| Recorded data |
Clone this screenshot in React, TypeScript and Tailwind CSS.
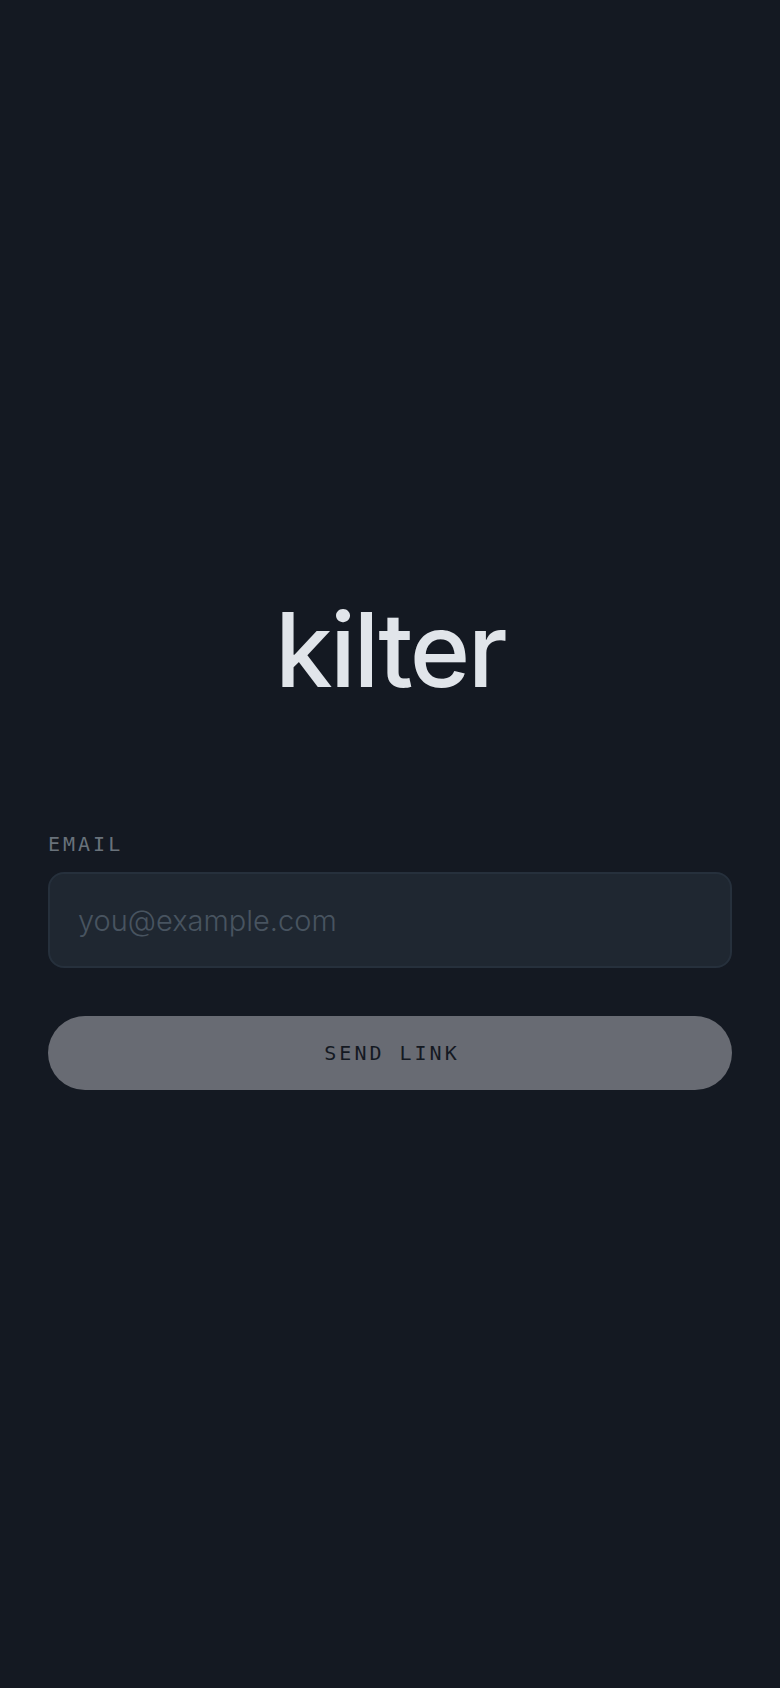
import { useState } from "react";

interface EmailFieldProps {
  value: string;
  onChange: (value: string) => void;
}

function EmailField({ value, onChange }: EmailFieldProps) {
  return (
    <div className="flex flex-col gap-3">
      <label
        htmlFor="email"
        className="font-['DejaVu_Sans_Mono',monospace] text-[20px] leading-8 tracking-[3px] uppercase text-[#69727b]"
      >
        Email
      </label>
      <input
        id="email"
        type="email"
        value={value}
        onChange={(e) => onChange(e.target.value)}
        placeholder="you@example.com"
        className="h-24 w-full rounded-2xl border-2 border-[#26303c] bg-[#1f2731] px-7 text-[29px] font-light text-[#e1e5ea] placeholder:text-[#485460] outline-none focus:border-[#485460]"
      />
    </div>
  );
}

function App() {
  const [email, setEmail] = useState("");

  return (
    <main className="flex min-h-screen flex-col justify-center bg-[#141922] px-12 font-['Inter',sans-serif]">
      <h1 className="mb-[126px] text-center text-[103px] leading-[104px] font-medium tracking-tight text-[#e1e5ea]">
        kilter
      </h1>
      <form className="flex flex-col gap-12" onSubmit={(e) => e.preventDefault()}>
        <EmailField value={email} onChange={setEmail} />
        {/* dimmed until there is an address to send to */}
        <button
          type="submit"
          disabled={!email}
          className="h-[74px] w-full rounded-full bg-[#e1e5ea] pl-1 font-['DejaVu_Sans_Mono',monospace] text-[20px] tracking-[3px] uppercase text-[#141922] disabled:bg-[#686b73]"
        >
          Send link
        </button>
      </form>
    </main>
  );
}

export default App;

| What the exercise asks |
Leave every image out, and retype the material exactly.

| Response to the task |
Clone this screenshot in React, TypeScript and Tailwind CSS.
import { useState } from "react";

interface EmailFieldProps {
  value: string;
  onChange: (value: string) => void;
}

function EmailField({ value, onChange }: EmailFieldProps) {
  return (
    <div className="flex flex-col gap-3">
      <label
        htmlFor="email"
        className="font-['DejaVu_Sans_Mono',monospace] text-[20px] leading-8 tracking-[3px] uppercase text-[#69727b]"
      >
        Email
      </label>
      <input
        id="email"
        type="email"
        value={value}
        onChange={(e) => onChange(e.target.value)}
        placeholder="you@example.com"
        className="h-24 w-full rounded-2xl border-2 border-[#26303c] bg-[#1f2731] px-7 text-[29px] font-light text-[#e1e5ea] placeholder:text-[#485460] outline-none focus:border-[#485460]"
      />
    </div>
  );
}

function App() {
  const [email, setEmail] = useState("");

  return (
    <main className="flex min-h-screen flex-col justify-center bg-[#141922] px-12 font-['Inter',sans-serif]">
      <h1 className="mb-[126px] text-center text-[103px] leading-[104px] font-medium tracking-tight text-[#e1e5ea]">
        kilter
      </h1>
      <form className="flex flex-col gap-12" onSubmit={(e) => e.preventDefault()}>
        <EmailField value={email} onChange={setEmail} />
        {/* dimmed until there is an address to send to */}
        <button
          type="submit"
          disabled={!email}
          className="h-[74px] w-full rounded-full bg-[#e1e5ea] pl-1 font-['DejaVu_Sans_Mono',monospace] text-[20px] tracking-[3px] uppercase text-[#141922] disabled:bg-[#686b73]"
        >
          Send link
        </button>
      </form>
    </main>
  );
}

export default App;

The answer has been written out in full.